* Task requirements *
Leaving the pictures aside, transcribe every line below exactly.

* Given material *
(begin)

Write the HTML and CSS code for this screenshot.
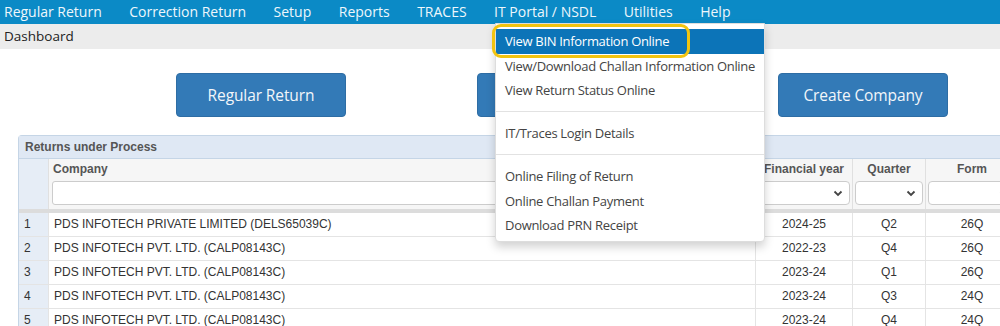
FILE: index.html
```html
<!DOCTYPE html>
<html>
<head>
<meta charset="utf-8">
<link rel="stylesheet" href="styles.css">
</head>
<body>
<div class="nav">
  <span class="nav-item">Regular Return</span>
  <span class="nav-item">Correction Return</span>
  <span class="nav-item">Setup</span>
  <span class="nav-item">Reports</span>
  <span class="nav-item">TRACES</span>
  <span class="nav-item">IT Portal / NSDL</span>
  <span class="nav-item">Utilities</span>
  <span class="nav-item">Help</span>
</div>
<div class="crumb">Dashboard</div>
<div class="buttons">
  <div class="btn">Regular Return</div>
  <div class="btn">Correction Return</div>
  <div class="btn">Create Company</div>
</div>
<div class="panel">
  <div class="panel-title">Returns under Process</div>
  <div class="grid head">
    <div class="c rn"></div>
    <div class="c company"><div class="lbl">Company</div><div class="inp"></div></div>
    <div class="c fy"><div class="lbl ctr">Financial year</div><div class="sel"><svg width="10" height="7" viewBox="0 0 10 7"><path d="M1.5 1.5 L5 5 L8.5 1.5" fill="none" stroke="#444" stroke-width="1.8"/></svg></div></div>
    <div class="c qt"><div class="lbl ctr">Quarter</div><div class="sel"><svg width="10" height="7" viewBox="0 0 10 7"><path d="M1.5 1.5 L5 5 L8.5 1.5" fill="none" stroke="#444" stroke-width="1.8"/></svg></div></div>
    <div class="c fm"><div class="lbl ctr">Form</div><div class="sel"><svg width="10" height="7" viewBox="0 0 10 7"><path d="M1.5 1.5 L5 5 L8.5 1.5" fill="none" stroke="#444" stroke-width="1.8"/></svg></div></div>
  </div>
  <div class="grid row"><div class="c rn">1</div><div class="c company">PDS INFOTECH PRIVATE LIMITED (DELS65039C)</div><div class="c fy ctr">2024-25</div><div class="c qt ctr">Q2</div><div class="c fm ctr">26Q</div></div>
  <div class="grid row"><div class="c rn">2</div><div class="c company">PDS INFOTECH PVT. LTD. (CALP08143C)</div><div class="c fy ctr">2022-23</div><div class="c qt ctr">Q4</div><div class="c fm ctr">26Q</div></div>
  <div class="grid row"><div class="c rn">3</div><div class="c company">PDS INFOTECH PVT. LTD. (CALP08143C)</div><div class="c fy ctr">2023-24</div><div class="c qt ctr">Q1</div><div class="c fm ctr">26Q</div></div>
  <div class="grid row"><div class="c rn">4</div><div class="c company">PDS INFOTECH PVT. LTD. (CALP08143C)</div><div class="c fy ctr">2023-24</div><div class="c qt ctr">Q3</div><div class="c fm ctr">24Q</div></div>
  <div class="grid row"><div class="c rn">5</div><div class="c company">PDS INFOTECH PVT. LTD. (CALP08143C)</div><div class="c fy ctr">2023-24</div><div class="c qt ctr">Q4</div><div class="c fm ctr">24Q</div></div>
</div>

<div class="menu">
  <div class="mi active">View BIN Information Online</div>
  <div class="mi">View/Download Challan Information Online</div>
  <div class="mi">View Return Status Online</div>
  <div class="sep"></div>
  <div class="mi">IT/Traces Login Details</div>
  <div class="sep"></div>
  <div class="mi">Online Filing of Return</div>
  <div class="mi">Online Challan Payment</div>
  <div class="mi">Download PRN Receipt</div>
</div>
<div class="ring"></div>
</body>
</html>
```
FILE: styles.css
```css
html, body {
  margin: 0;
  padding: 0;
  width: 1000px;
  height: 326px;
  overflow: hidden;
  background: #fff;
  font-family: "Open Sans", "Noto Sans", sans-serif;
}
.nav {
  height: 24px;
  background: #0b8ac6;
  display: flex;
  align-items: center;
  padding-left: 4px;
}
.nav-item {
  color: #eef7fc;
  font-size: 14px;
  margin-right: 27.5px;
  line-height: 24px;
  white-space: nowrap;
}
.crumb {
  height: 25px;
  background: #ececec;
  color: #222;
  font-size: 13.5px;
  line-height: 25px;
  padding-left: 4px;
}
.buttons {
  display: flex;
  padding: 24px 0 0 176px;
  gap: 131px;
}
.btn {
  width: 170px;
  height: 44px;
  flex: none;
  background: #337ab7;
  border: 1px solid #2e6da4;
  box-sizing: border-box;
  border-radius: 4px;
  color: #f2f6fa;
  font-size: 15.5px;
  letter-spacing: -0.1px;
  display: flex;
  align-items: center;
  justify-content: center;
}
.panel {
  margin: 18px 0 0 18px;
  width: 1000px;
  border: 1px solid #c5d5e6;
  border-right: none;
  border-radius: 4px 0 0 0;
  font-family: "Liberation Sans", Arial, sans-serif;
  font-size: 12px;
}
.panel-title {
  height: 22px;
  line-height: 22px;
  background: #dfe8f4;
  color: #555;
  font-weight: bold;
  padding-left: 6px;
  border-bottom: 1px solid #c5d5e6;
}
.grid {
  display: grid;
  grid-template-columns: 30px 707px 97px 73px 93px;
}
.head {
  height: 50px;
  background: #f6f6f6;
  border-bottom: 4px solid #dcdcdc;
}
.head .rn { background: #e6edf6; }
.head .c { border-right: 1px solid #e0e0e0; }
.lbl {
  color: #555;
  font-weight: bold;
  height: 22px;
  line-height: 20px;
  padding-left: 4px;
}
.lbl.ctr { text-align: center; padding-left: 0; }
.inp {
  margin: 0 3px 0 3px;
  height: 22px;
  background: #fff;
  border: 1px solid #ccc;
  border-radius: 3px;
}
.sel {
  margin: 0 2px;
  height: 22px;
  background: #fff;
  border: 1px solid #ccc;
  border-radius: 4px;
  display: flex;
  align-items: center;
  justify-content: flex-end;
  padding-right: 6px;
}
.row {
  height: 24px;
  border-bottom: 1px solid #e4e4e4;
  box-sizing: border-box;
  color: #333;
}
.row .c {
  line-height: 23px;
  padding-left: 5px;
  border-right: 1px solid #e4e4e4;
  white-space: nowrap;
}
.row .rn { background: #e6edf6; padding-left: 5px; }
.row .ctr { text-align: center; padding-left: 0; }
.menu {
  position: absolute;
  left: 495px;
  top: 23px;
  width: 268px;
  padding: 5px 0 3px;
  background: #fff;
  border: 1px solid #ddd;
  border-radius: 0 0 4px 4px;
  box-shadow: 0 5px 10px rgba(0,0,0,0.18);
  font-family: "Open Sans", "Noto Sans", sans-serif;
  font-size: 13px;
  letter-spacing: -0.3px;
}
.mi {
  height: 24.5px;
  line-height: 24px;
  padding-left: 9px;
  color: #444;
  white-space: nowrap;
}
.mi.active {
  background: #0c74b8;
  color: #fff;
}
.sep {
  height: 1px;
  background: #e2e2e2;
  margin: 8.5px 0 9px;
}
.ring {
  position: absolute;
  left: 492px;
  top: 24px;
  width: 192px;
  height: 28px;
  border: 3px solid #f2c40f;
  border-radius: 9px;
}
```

(end)

* Solution for this exercise *
Write the HTML and CSS code for this screenshot.
FILE: index.html
```html
<!DOCTYPE html>
<html>
<head>
<meta charset="utf-8">
<link rel="stylesheet" href="styles.css">
</head>
<body>
<div class="nav">
  <span class="nav-item">Regular Return</span>
  <span class="nav-item">Correction Return</span>
  <span class="nav-item">Setup</span>
  <span class="nav-item">Reports</span>
  <span class="nav-item">TRACES</span>
  <span class="nav-item">IT Portal / NSDL</span>
  <span class="nav-item">Utilities</span>
  <span class="nav-item">Help</span>
</div>
<div class="crumb">Dashboard</div>
<div class="buttons">
  <div class="btn">Regular Return</div>
  <div class="btn">Correction Return</div>
  <div class="btn">Create Company</div>
</div>
<div class="panel">
  <div class="panel-title">Returns under Process</div>
  <div class="grid head">
    <div class="c rn"></div>
    <div class="c company"><div class="lbl">Company</div><div class="inp"></div></div>
    <div class="c fy"><div class="lbl ctr">Financial year</div><div class="sel"><svg width="10" height="7" viewBox="0 0 10 7"><path d="M1.5 1.5 L5 5 L8.5 1.5" fill="none" stroke="#444" stroke-width="1.8"/></svg></div></div>
    <div class="c qt"><div class="lbl ctr">Quarter</div><div class="sel"><svg width="10" height="7" viewBox="0 0 10 7"><path d="M1.5 1.5 L5 5 L8.5 1.5" fill="none" stroke="#444" stroke-width="1.8"/></svg></div></div>
    <div class="c fm"><div class="lbl ctr">Form</div><div class="sel"><svg width="10" height="7" viewBox="0 0 10 7"><path d="M1.5 1.5 L5 5 L8.5 1.5" fill="none" stroke="#444" stroke-width="1.8"/></svg></div></div>
  </div>
  <div class="grid row"><div class="c rn">1</div><div class="c company">PDS INFOTECH PRIVATE LIMITED (DELS65039C)</div><div class="c fy ctr">2024-25</div><div class="c qt ctr">Q2</div><div class="c fm ctr">26Q</div></div>
  <div class="grid row"><div class="c rn">2</div><div class="c company">PDS INFOTECH PVT. LTD. (CALP08143C)</div><div class="c fy ctr">2022-23</div><div class="c qt ctr">Q4</div><div class="c fm ctr">26Q</div></div>
  <div class="grid row"><div class="c rn">3</div><div class="c company">PDS INFOTECH PVT. LTD. (CALP08143C)</div><div class="c fy ctr">2023-24</div><div class="c qt ctr">Q1</div><div class="c fm ctr">26Q</div></div>
  <div class="grid row"><div class="c rn">4</div><div class="c company">PDS INFOTECH PVT. LTD. (CALP08143C)</div><div class="c fy ctr">2023-24</div><div class="c qt ctr">Q3</div><div class="c fm ctr">24Q</div></div>
  <div class="grid row"><div class="c rn">5</div><div class="c company">PDS INFOTECH PVT. LTD. (CALP08143C)</div><div class="c fy ctr">2023-24</div><div class="c qt ctr">Q4</div><div class="c fm ctr">24Q</div></div>
</div>

<div class="menu">
  <div class="mi active">View BIN Information Online</div>
  <div class="mi">View/Download Challan Information Online</div>
  <div class="mi">View Return Status Online</div>
  <div class="sep"></div>
  <div class="mi">IT/Traces Login Details</div>
  <div class="sep"></div>
  <div class="mi">Online Filing of Return</div>
  <div class="mi">Online Challan Payment</div>
  <div class="mi">Download PRN Receipt</div>
</div>
<div class="ring"></div>
</body>
</html>
```
FILE: styles.css
```css
html, body {
  margin: 0;
  padding: 0;
  width: 1000px;
  height: 326px;
  overflow: hidden;
  background: #fff;
  font-family: "Open Sans", "Noto Sans", sans-serif;
}
.nav {
  height: 24px;
  background: #0b8ac6;
  display: flex;
  align-items: center;
  padding-left: 4px;
}
.nav-item {
  color: #eef7fc;
  font-size: 14px;
  margin-right: 27.5px;
  line-height: 24px;
  white-space: nowrap;
}
.crumb {
  height: 25px;
  background: #ececec;
  color: #222;
  font-size: 13.5px;
  line-height: 25px;
  padding-left: 4px;
}
.buttons {
  display: flex;
  padding: 24px 0 0 176px;
  gap: 131px;
}
.btn {
  width: 170px;
  height: 44px;
  flex: none;
  background: #337ab7;
  border: 1px solid #2e6da4;
  box-sizing: border-box;
  border-radius: 4px;
  color: #f2f6fa;
  font-size: 15.5px;
  letter-spacing: -0.1px;
  display: flex;
  align-items: center;
  justify-content: center;
}
.panel {
  margin: 18px 0 0 18px;
  width: 1000px;
  border: 1px solid #c5d5e6;
  border-right: none;
  border-radius: 4px 0 0 0;
  font-family: "Liberation Sans", Arial, sans-serif;
  font-size: 12px;
}
.panel-title {
  height: 22px;
  line-height: 22px;
  background: #dfe8f4;
  color: #555;
  font-weight: bold;
  padding-left: 6px;
  border-bottom: 1px solid #c5d5e6;
}
.grid {
  display: grid;
  grid-template-columns: 30px 707px 97px 73px 93px;
}
.head {
  height: 50px;
  background: #f6f6f6;
  border-bottom: 4px solid #dcdcdc;
}
.head .rn { background: #e6edf6; }
.head .c { border-right: 1px solid #e0e0e0; }
.lbl {
  color: #555;
  font-weight: bold;
  height: 22px;
  line-height: 20px;
  padding-left: 4px;
}
.lbl.ctr { text-align: center; padding-left: 0; }
.inp {
  margin: 0 3px 0 3px;
  height: 22px;
  background: #fff;
  border: 1px solid #ccc;
  border-radius: 3px;
}
.sel {
  margin: 0 2px;
  height: 22px;
  background: #fff;
  border: 1px solid #ccc;
  border-radius: 4px;
  display: flex;
  align-items: center;
  justify-content: flex-end;
  padding-right: 6px;
}
.row {
  height: 24px;
  border-bottom: 1px solid #e4e4e4;
  box-sizing: border-box;
  color: #333;
}
.row .c {
  line-height: 23px;
  padding-left: 5px;
  border-right: 1px solid #e4e4e4;
  white-space: nowrap;
}
.row .rn { background: #e6edf6; padding-left: 5px; }
.row .ctr { text-align: center; padding-left: 0; }
.menu {
  position: absolute;
  left: 495px;
  top: 23px;
  width: 268px;
  padding: 5px 0 3px;
  background: #fff;
  border: 1px solid #ddd;
  border-radius: 0 0 4px 4px;
  box-shadow: 0 5px 10px rgba(0,0,0,0.18);
  font-family: "Open Sans", "Noto Sans", sans-serif;
  font-size: 13px;
  letter-spacing: -0.3px;
}
.mi {
  height: 24.5px;
  line-height: 24px;
  padding-left: 9px;
  color: #444;
  white-space: nowrap;
}
.mi.active {
  background: #0c74b8;
  color: #fff;
}
.sep {
  height: 1px;
  background: #e2e2e2;
  margin: 8.5px 0 9px;
}
.ring {
  position: absolute;
  left: 492px;
  top: 24px;
  width: 192px;
  height: 28px;
  border: 3px solid #f2c40f;
  border-radius: 9px;
}
```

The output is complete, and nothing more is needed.